But what if I told you that Clean Swift, VIPER and other approaches can be adapted to SwiftUI. What if I told you that there are some modern architectures which might be as good as MVVM or even better.

We will talk about MVI.

I will break down what it is and use it as an example to show how you can adapt architectures to make them friendly with SwiftUI.


The updated version of the MVI is here


Bidirectional and Unidirectional architectures

All known architectures can be divided into two types:

  1. Bidirectional

  2. Unidirectional

Bidirectional architectures are divided into layers that transmit with each other. One layer can transmit and receive data from another layer.

The main drawback of such architectures is the management of data flow. In large and complex screens it is difficult to navigate and almost impossible to keep in mind where the data came from, where it changes, and what the screen finally receives. These architectures are good for small to medium sized applications.

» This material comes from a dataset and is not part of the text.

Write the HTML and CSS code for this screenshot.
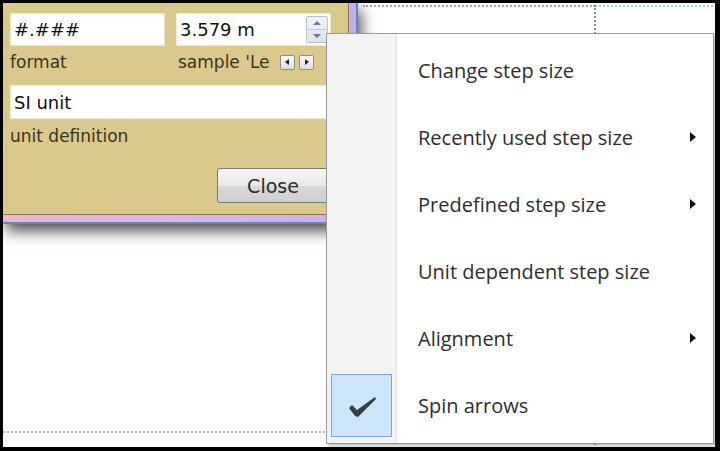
FILE: index.html
```html
<!DOCTYPE html>
<html lang="en">
<head>
    <meta charset="UTF-8">
    <title>Step size menu</title>
    <link rel="stylesheet" href="styles.css">
</head>
<body>
    <div class="frame">
        <div class="desk">
            <div class="guide guide-top"></div>
            <div class="guide guide-top-teal"></div>
            <div class="guide guide-vert"></div>
            <div class="guide guide-bottom"></div>

            <div class="dlg-frame">
                <div class="dialog">
                    <div class="row two">
                        <div class="field">#.###</div>
                        <div class="field spin-field">
                            <span>3.579 m</span>
                            <div class="spin">
                                <span class="up"></span>
                                <span class="down"></span>
                            </div>
                        </div>
                    </div>
                    <div class="row two labels">
                        <div class="label">format</div>
                        <div class="label sample">
                            <span>sample 'Le</span>
                            <span class="nav left"></span>
                            <span class="nav right"></span>
                        </div>
                    </div>
                    <div class="field wide">SI unit</div>
                    <div class="label unit-label">unit definition</div>
                    <div class="actions">
                        <button class="btn">Close</button>
                    </div>
                </div>
            </div>

            <div class="menu">
                <div class="gutter"></div>
                <ul class="items">
                    <li class="item"><span class="icon"></span><span class="text">Change step size</span></li>
                    <li class="item sub"><span class="icon"></span><span class="text">Recently used step size</span></li>
                    <li class="item sub"><span class="icon"></span><span class="text">Predefined step size</span></li>
                    <li class="item"><span class="icon"></span><span class="text">Unit dependent step size</span></li>
                    <li class="item sub"><span class="icon"></span><span class="text">Alignment</span></li>
                    <li class="item">
                        <span class="icon checked">
                            <svg width="34" height="26" viewBox="0 0 34 26">
                                <path d="M4 14 L7 11 L12 16 L30 3 L31 5 L13 23 L10 22 Z" fill="#3a3c3e"/>
                            </svg>
                        </span>
                        <span class="text">Spin arrows</span>
                    </li>
                </ul>
            </div>
        </div>
    </div>
</body>
</html>
```

FILE: styles.css
```css
body {
    margin: 0;
    background: #000;
}
.frame {
    width: 720px;
    height: 451px;
    background: #000;
    padding: 3px 5px 4px 3px;
    box-sizing: border-box;
}
.desk {
    position: relative;
    width: 712px;
    height: 444px;
    background: #fff;
    overflow: hidden;
}

/* guide lines on the canvas */
.guide {
    position: absolute;
}
.guide-top {
    left: 360px;
    top: 2px;
    width: 232px;
    border-top: 2px dotted #a8a8a8;
}
.guide-top-teal {
    left: 592px;
    top: 2px;
    width: 130px;
    border-top: 2px dotted #8fd8c4;
}
.guide-vert {
    left: 591px;
    top: 2px;
    height: 440px;
    border-left: 2px dotted #8c8c8c;
}
.guide-bottom {
    left: 0;
    top: 428px;
    width: 330px;
    border-top: 2px dotted #b4b4b4;
}

/* dialog window */
.dlg-frame {
    position: absolute;
    left: 0;
    top: 0;
    padding: 0 7px 7px 0;
    background: linear-gradient(to right, #ecb8cf, #dcb4e2 60%, #c8aee6);
    border-right: 2px solid #5f86c4;
    border-bottom: 2px solid #5f86c4;
    box-shadow: 3px 7px 14px rgba(0, 0, 0, 0.7);
}
.dialog {
    width: 338px;
    height: 201px;
    padding: 10px 0 0 7px;
    background: #d9c98c;
    border-right: 1px solid #857651;
    border-bottom: 1px solid #857651;
    font-family: "DejaVu Sans", sans-serif;
    font-size: 17px;
}
.row.two {
    display: grid;
    grid-template-columns: 155px 155px;
    column-gap: 11px;
}
.field {
    height: 33px;
    box-sizing: border-box;
    background: #fff;
    border: 1px solid #efe8cc;
    padding: 0 3px;
    display: flex;
    align-items: center;
    font-size: 18px;
    color: #111;
}
.spin-field {
    justify-content: space-between;
    padding-right: 2px;
}
.spin {
    width: 22px;
    height: 27px;
    display: flex;
    flex-direction: column;
    border: 1px solid #b9c1cc;
    border-radius: 2px;
    background: linear-gradient(#f3f5f8, #dde3ea);
    box-sizing: border-box;
}
.spin span {
    flex: 1;
    position: relative;
}
.spin .up {
    border-bottom: 1px solid #c4cad3;
}
.spin .up::after,
.spin .down::after {
    content: "";
    position: absolute;
    left: 6px;
    border-left: 4px solid transparent;
    border-right: 4px solid transparent;
}
.spin .up::after {
    top: 4px;
    border-bottom: 4px solid #6b7a90;
}
.spin .down::after {
    top: 4px;
    border-top: 4px solid #6b7a90;
}
.labels {
    margin-top: 6px;
}
.label {
    height: 20px;
    line-height: 20px;
    color: #3b3618;
}
.sample {
    display: flex;
    align-items: center;
    gap: 4px;
    margin-left: 2px;
}
.sample span:first-child {
    margin-right: 6px;
}
.nav {
    position: relative;
    width: 15px;
    height: 15px;
    box-sizing: border-box;
    border: 1px solid #8e8e8e;
    border-radius: 2px;
    background: linear-gradient(#fafafa, #dedede);
}
.nav::after {
    content: "";
    position: absolute;
    top: 3px;
    border-top: 3px solid transparent;
    border-bottom: 3px solid transparent;
}
.nav.left::after {
    left: 4px;
    border-right: 4px solid #222;
}
.nav.right::after {
    left: 5px;
    border-left: 4px solid #222;
}
.field.wide {
    width: 321px;
    height: 34px;
    margin-top: 13px;
}
.unit-label {
    margin-top: 7px;
}
.actions {
    display: flex;
    justify-content: flex-end;
    margin-top: 22px;
    padding-right: 19px;
}
.btn {
    width: 112px;
    height: 35px;
    font-family: "DejaVu Sans", sans-serif;
    font-size: 19px;
    color: #2c2c2c;
    background: linear-gradient(#f6f6f6, #e8e8e8 50%, #d9d9d9 51%, #cfcfcf);
    border: 1px solid #7a7a6e;
    border-radius: 3px;
    padding: 0;
}

/* context menu */
.menu {
    position: absolute;
    left: 323px;
    top: 30px;
    width: 388px;
    height: 411px;
    box-sizing: border-box;
    background: #fff;
    border: 1px solid #9a9a9a;
    box-shadow: 2px 2px 3px rgba(0, 0, 0, 0.25);
    font-family: "Open Sans", sans-serif;
    font-size: 20px;
    font-weight: 500;
    color: #2e2e2e;
}
.gutter {
    position: absolute;
    left: 0;
    top: 0;
    bottom: 0;
    width: 69px;
    background: #f3f3f3;
    border-right: 1px solid #e2e2e2;
    box-shadow: 1px 0 0 #fff;
}
.items {
    position: relative;
    list-style: none;
    margin: 0;
    padding: 3px 0 0 0;
}
.item {
    height: 67px;
    display: flex;
    align-items: center;
    position: relative;
}
.icon {
    width: 61px;
    height: 63px;
    margin: 0 26px 0 4px;
    box-sizing: border-box;
    display: flex;
    align-items: center;
    justify-content: center;
}
.icon.checked {
    background: #cde5fb;
    border: 1px solid #7ba5d4;
}
.icon svg {
    margin-top: 2px;
}
.sub::after {
    content: "";
    position: absolute;
    left: 363px;
    top: 28px;
    border-top: 5px solid transparent;
    border-bottom: 5px solid transparent;
    border-left: 6px solid #111;
}
```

They are generally simpler than Unidirectional architectures.

Unidirectional architectures are divided into layers that transmit data to one type of layers and receive data from another type.

Working with Unidirectional architecture may often cause the complaint, that some layers are excessive on simple screens, but you have to keep them. Another complaint is that with small changes you have to proxy data through all layers. All these disadvantages are compensated on large screens with complex logic. In such architectures duties are distributed better than in Bidirectional architectures. Working with code is simplified because it is easy to track where the data comes from, where it changes and where it goes away.

I was a bit unfair when I said at the beginning that there are architectures as good as MVVM or even better. They do exist, but work best for large projects. I’m talking about MVI, Clean Swift and other Unidirectional approaches.

Let’s take a closer look at one of these architectures.

MVI — brief history and principle of operation

This pattern was first described by JavaScript developer Andre Staltz. The general principles can be found here

  • Intent: function from Observable of user events to Observable of “actions”

  • Model: function from Observable of actions to Observable of state

  • View: function from Observable of state to Observable of rendering

  • Custom element: subsection of the rendering which is in itself a UI program. May be implemented as MVI, or as a Web Component. Is optional to use in a View.

MVI has a reactive approach. Each module (function) expects some event, and after receiving and processing it, it passes this event to the next module. It turns out an unidirectional flow.

In the mobile app the diagram looks very close to the original with only minor changes:

  • Intent receives an event from View and communicates with the business logic

  • Model receives data from Intent and prepares it for display. The Model also keeps the current state of the View

  • View displays the prepared data.

To provide a unidirectional data flow, you need to make sure that the View has a reference to the Intent, the Intent has a reference to the Model, which in turn has a reference to the View.

The main problem in implementing this approach in SwiftUI is View. View is a structure and Model cannot have references to View. To solve this problem, you can introduce an additional layer Container, which main task is to keep references to Intent and Model, and provide accessibility to the layers so that the unidirectional data flow is truly unidirectional.

It sounds complicated, but it is quite simple in practice.

Implementation of Container

Let’s write a screen that shows a small list of WWDC videos. I will describe the basics, and you can see the full implementation on GitHub.

Let’s start with Container, and since this class will be used frequently, we will write a universal class for all screens

// 1
final class MVIContainer<Intent, Model>: ObservableObject {

    // 2
    let intent: Intent
    let model: Model

    private var cancellable: Set<AnyCancellable> = []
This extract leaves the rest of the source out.